Has he considered calling Sanders "articulate"?
30 I'm sure there is something. Our law here is that if a legislative or county candidate drops out (or becomes unavailable) after the primary, then the county central committee votes someone onto the ballot. Several years ago, the long time county clerk was so competent that no Republican filed to run against her. She resigned just after the primary, so we voted someone onto the ballot for an uncontested election. Guy won a full time responsible elected office, in a county with over 100,000 people, with like 19 votes.
Nationally, I think the parties do it. The bigger problem is that each state has a deadline for getting on the ballot -- states run elections -- and if the candidate misses the deadline, they might need a legislative fix. While lots of states don't have legislatures in session in the fall, so the governor would have to call a special session.
34 last sounds like a massive rigging opportunity.
8: The British Left is way weirder than the American left. Or rather, the relative ratios of weirdos and non-weirdos is very different. I have met people like Momentum supporters in the US, but there aren't enough of them to take over a wet T-shirt contest let alone an actual political party.
30. Horace Greeley was the Dem candidate (against Grant) in 1872. He lost the election by a landslide, and died on November 29th, before the Electoral College met. His electoral votes were divided among four other candidates, including his running mate. None of this mattered, but it's a precedent of sorts.
Sounds like a massive rigging opportunity.
I don't know. Portions of the American left look pretty fucking weird from here. I'm thinking immediately of MeFi. But you don't have the great revulsion from imperialism of the British left, because you still have an empire which by and large works for you. Even when you lose wars, as in Iraq, it's not experienced as an existential national humiliation, the way that it was by the Left here.
30.2: Swing states are not immune to national trends. If the national electorate is moving towards or away from a candidate by 1 or 2 points, the average swing state may not move exactly in lockstep with the rest of the country, but that's a pretty good guess as to how they will be affected (just from a possibly different starting point). If Clinton had picked up another point or two nationally in 2016, she almost certainly would have carried MI, WI, and PA, and the electoral college along with them (thanks, Comey). Because high-quality national polling happens a lot more often than individual polls of most states, watching the national trends is often the most useful information available about how the swing states are likely to go. I remember Nate Silver days before the Nevada caucus this year talking about how there hadn't been any good polling of Nevada in over a month (a couple came out a few days before the caucus).
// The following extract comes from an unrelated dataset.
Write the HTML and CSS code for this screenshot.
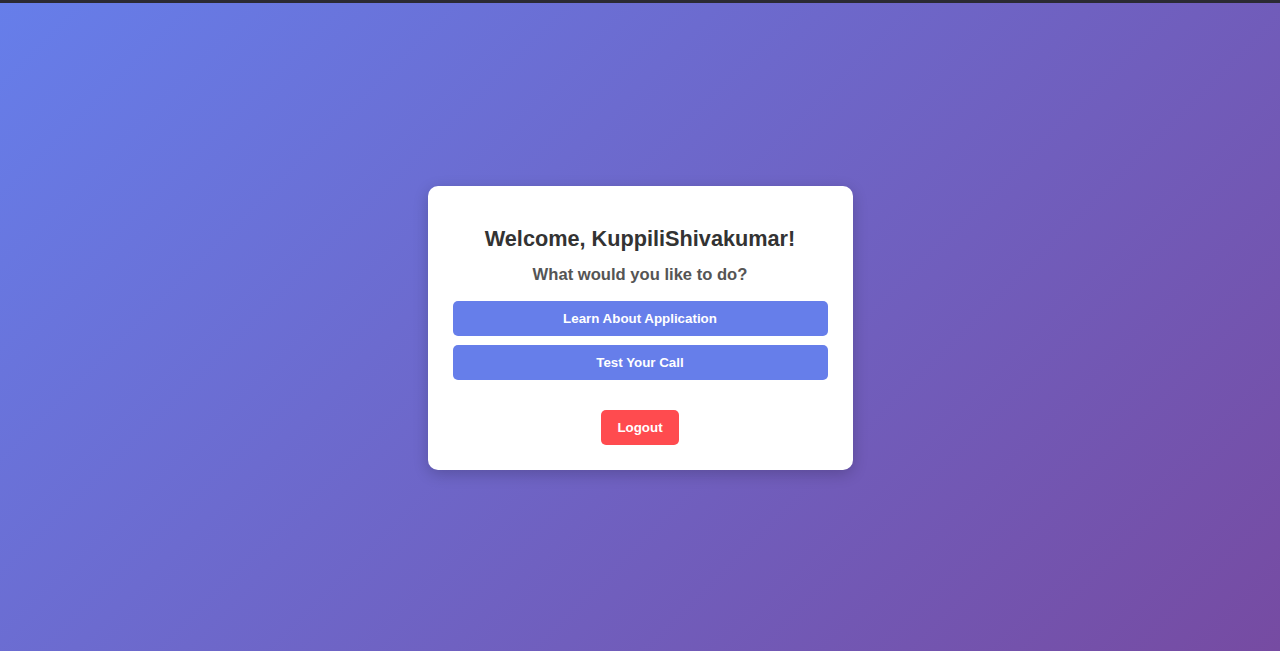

Because high-quality national polling happens a lot more often than individual polls of most states, watching the national trends is often the most useful information available about how the swing states are likely to go. I remember Nate Silver days before the Nevada caucus this year talking about how there hadn't been any good polling of Nevada in over a month (a couple came out a few days before the caucus).
And indeed, the 538 primary model, which relies heavily on national polls to compensate for a lack of state polling, nailed the result in Nevada (final forecast was 39% for Bernie; actual result was 40%) and has done remarkably well throughout the primaries so far.
Nice, I didn't see that their forecasts for past elections now contrast final prediction and result. They are pretty spot on in most cases; it looks like the biggest swings from their forecasts were Biden in Iowa (26% projected, 14% actual) and Klobuchar in New Hampshire (11% projected, 20% actual).
Yeah, it's quite an impressive achievement so far, especially since this is the first time they've tried to formally model a primary and it's a much more complicated process than anything else they've done.
huh. interesting to see if they can keep that up through the primaries.